Normalement, à l’étranger, l’on considère que le seuil de 30 % est critique pour déterminer si un opérateur a le monopole. C’est un seuil que l’on considère comme étant critique en Europe, par exemple. À Maurice, par contre, les 30 % ne sont pas tout à fait applicables. Car en Europe, il y a de gros opérateurs. L’un d’entre eux peut détenir 29 % du marché et le second 15 %, par exemple. Alors qu’à Maurice, il y a un gros opérateur qui détient déjà 20 à 22 % du marché. En faisant une acquisition, il passe à 26 %. Le reste du marché est divisé entre plusieurs petits opérateurs. Le groupe Way, par exemple, regroupe plusieurs opérateurs, notamment des commerçants indépendants. Du coup, nous ne pouvons pas calquer le seuil de 30 %, qui est valable en Europe, au contexte mauricien. Aucune loi ne spécifie ce pourcentage à Maurice, sauf en Europe où c’est le yardstick. C’est à la Competition Commission de déterminer ce taux en tenant compte du contexte local. À mon avis cela devrait tourner autour de 20 % et 25 %.

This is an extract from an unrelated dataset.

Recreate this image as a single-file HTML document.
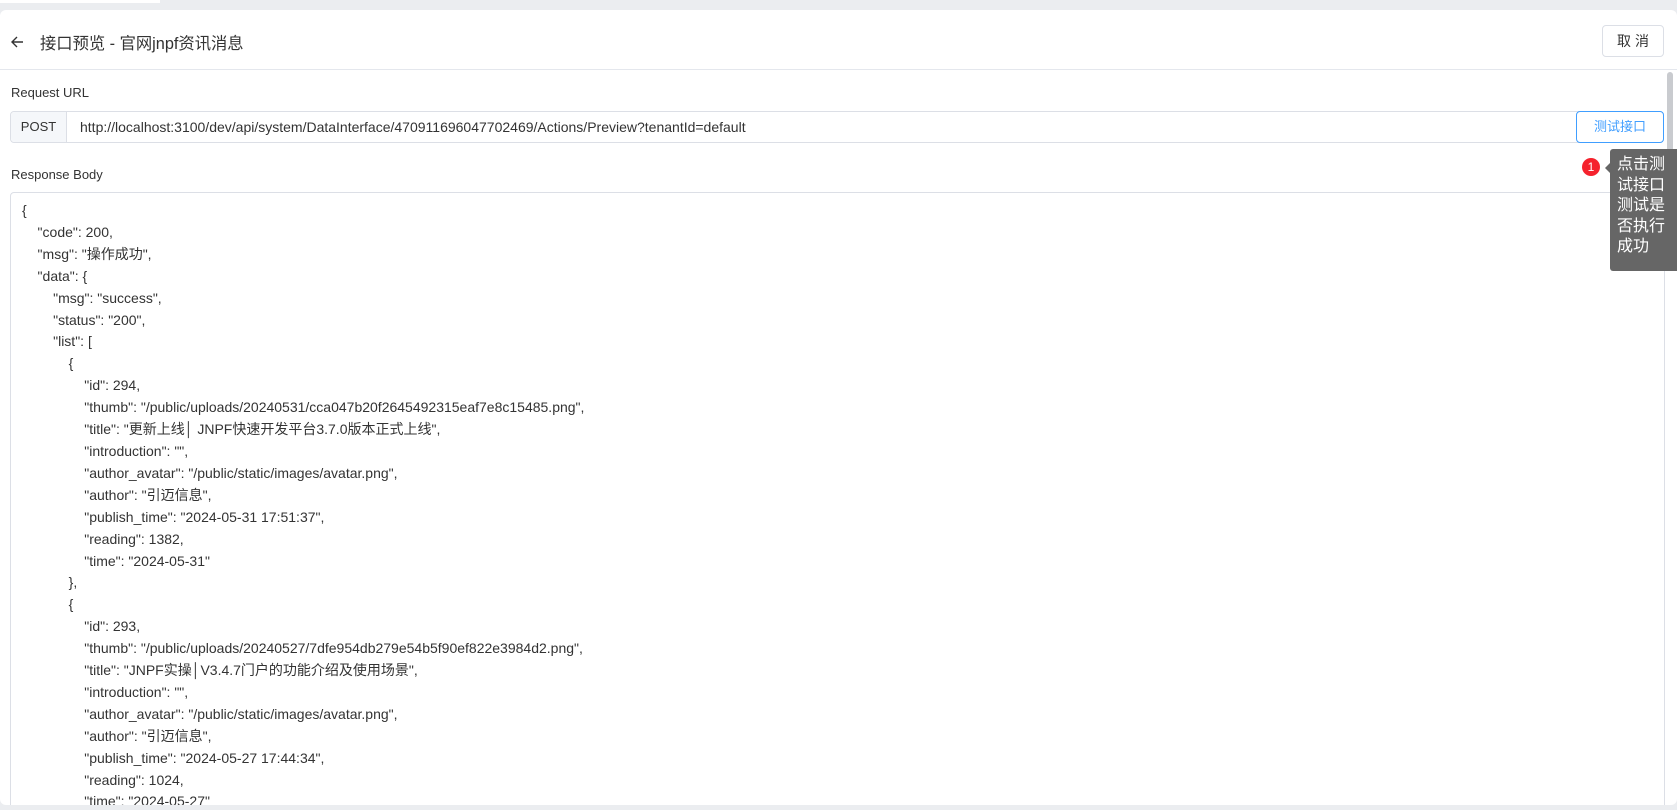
<!DOCTYPE html>
<html><head><meta charset="utf-8"><style>
*{margin:0;padding:0;box-sizing:border-box}
body{width:1677px;height:810px;background:#ebedf0;font-family:"Liberation Sans","Noto Sans CJK SC",sans-serif;color:#333;overflow:hidden;position:relative}
.card{position:absolute;left:0;top:10px;width:1677px;height:795px;background:#fff;border-radius:6px;overflow:hidden}
.hdr{position:absolute;left:0;top:0;width:100%;height:60px;border-bottom:1px solid #e4e7ed}
.title{position:absolute;left:40px;top:20px;font-size:16.3px;color:#333}
.cancel{position:absolute;left:1602px;top:15px;width:62px;height:32px;border:1px solid #dcdfe6;border-radius:4px;font-size:14px;text-align:center;line-height:30px;letter-spacing:4px;padding-left:4px}
.lbl{position:absolute;left:11px;font-size:13px;color:#333}
.inp{position:absolute;left:10px;top:101px;width:1654px;height:32px;border:1px solid #dcdfe6;border-radius:4px}
.post{position:absolute;left:0;top:0;width:56px;height:30px;background:#f5f7fa;border-right:1px solid #dcdfe6;font-size:13px;text-align:center;line-height:30px;border-radius:4px 0 0 4px}
.url{position:absolute;left:69px;top:0;line-height:30px;font-size:14px}
.test{position:absolute;left:1576px;top:101px;width:88px;height:32px;border:1px solid #409eff;border-radius:4px;color:#409eff;font-size:13px;text-align:center;line-height:30px;background:#fff}
.box{position:absolute;left:10px;top:182px;width:1655px;height:640px;border:1px solid #dcdfe6;border-radius:4px}
.code{position:absolute;left:22px;top:190px;font-size:14px;line-height:21.9px;white-space:pre;color:#333}
.sb{position:absolute;left:1667px;top:62px;width:6px;height:190px;background:#c9cbcf;border-radius:3px}
.badge{position:absolute;left:1582px;top:148px;width:18px;height:18px;border-radius:50%;background:#f5222d;color:#fff;font-size:12px;text-align:center;line-height:18px}
.tip{position:absolute;left:1610px;top:139px;width:70px;height:122px;background:#666;border-radius:3px;color:#fff;font-size:16px;line-height:20.5px;padding:6px 0 0 7px}
.tip:before{content:"";position:absolute;left:-5px;top:14px;border:5px solid transparent;border-right-color:#666;border-left:0}
</style></head><body>
<div style="position:absolute;left:0;top:0;width:160px;height:3px;background:#fff"></div>
<div class="card">
<div class="hdr">
<svg style="position:absolute;left:10px;top:25px" width="14" height="14" viewBox="0 0 14 14"><path d="M13 7H2M7 2L2 7l5 5" fill="none" stroke="#333" stroke-width="1.4"/></svg>
<div class="title">接口预览 - 官网jnpf资讯消息</div>
<div class="cancel">取消</div>
</div>
<div class="lbl" style="top:75px">Request URL</div>
<div class="inp"><div class="post">POST</div><div class="url">http://localhost:3100/dev/api/system/DataInterface/470911696047702469/Actions/Preview?tenantId=default</div></div>
<div class="test">测试接口</div>
<div class="lbl" style="top:157px">Response Body</div>
<div class="box"></div>
<div class="code" style="top:190px">{
    "code": 200,
    "msg": "操作成功",
    "data": {
        "msg": "success",
        "status": "200",
        "list": [
            {
                "id": 294,
                "thumb": "/public/uploads/20240531/cca047b20f2645492315eaf7e8c15485.png",
                "title": "更新上线│ JNPF快速开发平台3.7.0版本正式上线",
                "introduction": "",
                "author_avatar": "/public/static/images/avatar.png",
                "author": "引迈信息",
                "publish_time": "2024-05-31 17:51:37",
                "reading": 1382,
                "time": "2024-05-31"
            },
            {
                "id": 293,
                "thumb": "/public/uploads/20240527/7dfe954db279e54b5f90ef822e3984d2.png",
                "title": "JNPF实操│V3.4.7门户的功能介绍及使用场景",
                "introduction": "",
                "author_avatar": "/public/static/images/avatar.png",
                "author": "引迈信息",
                "publish_time": "2024-05-27 17:44:34",
                "reading": 1024,
                "time": "2024-05-27"</div>
<div class="sb"></div>
<div class="badge">1</div>
<div class="tip">点击测<br>试接口<br>测试是<br>否执行<br>成功</div>
</div>
</body></html>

Quel constat faites-vous de la consommation ?

En général, je note que le coût de la vie s’est bien stabilisé ces dernières années. Il y a eu des hausses de prix depuis quelques jours, certes, mais si l’on observe bien, depuis ces cinq dernières années, il n’y a pas eu d’augmentations conséquentes. Par contre, je suis très sensible aux doléances des consommateurs par rapport à l’accroissement du prix de l’alcool et de la cigarette. Je me demande si l’objectif de cette décision du gouvernement est de réduire la consommation d’alcool et de cigarette ou d’accroître ses revenus ? Car j’estime que même avec l’augmentation de prix, la consommation restera le même et aujourd’hui ce sont les petites gens qui en font les frais. Ils se tourneront de plus en plus vers le bas de gamme.

Qu’en est-il des projets du groupe Intermart ? Après l’ouverture d’une succursale à Beau-Bassin, quelle est votre stratégie de développement à travers le pays ?

Chaque magasin a ses propres spécificités et ses compétences selon ces spécificités. Au niveau d’Intermart, nous iront là où il y a demande. Il y a trois facteurs qui déterminent notre stratégie : la demande, la logistique et la main-d’oeuvre disponible pour ouvrir un magasin. Nous comptons certainement en ouvrir d’autres à travers le pays, selon nos priorités respectives pour chaque région.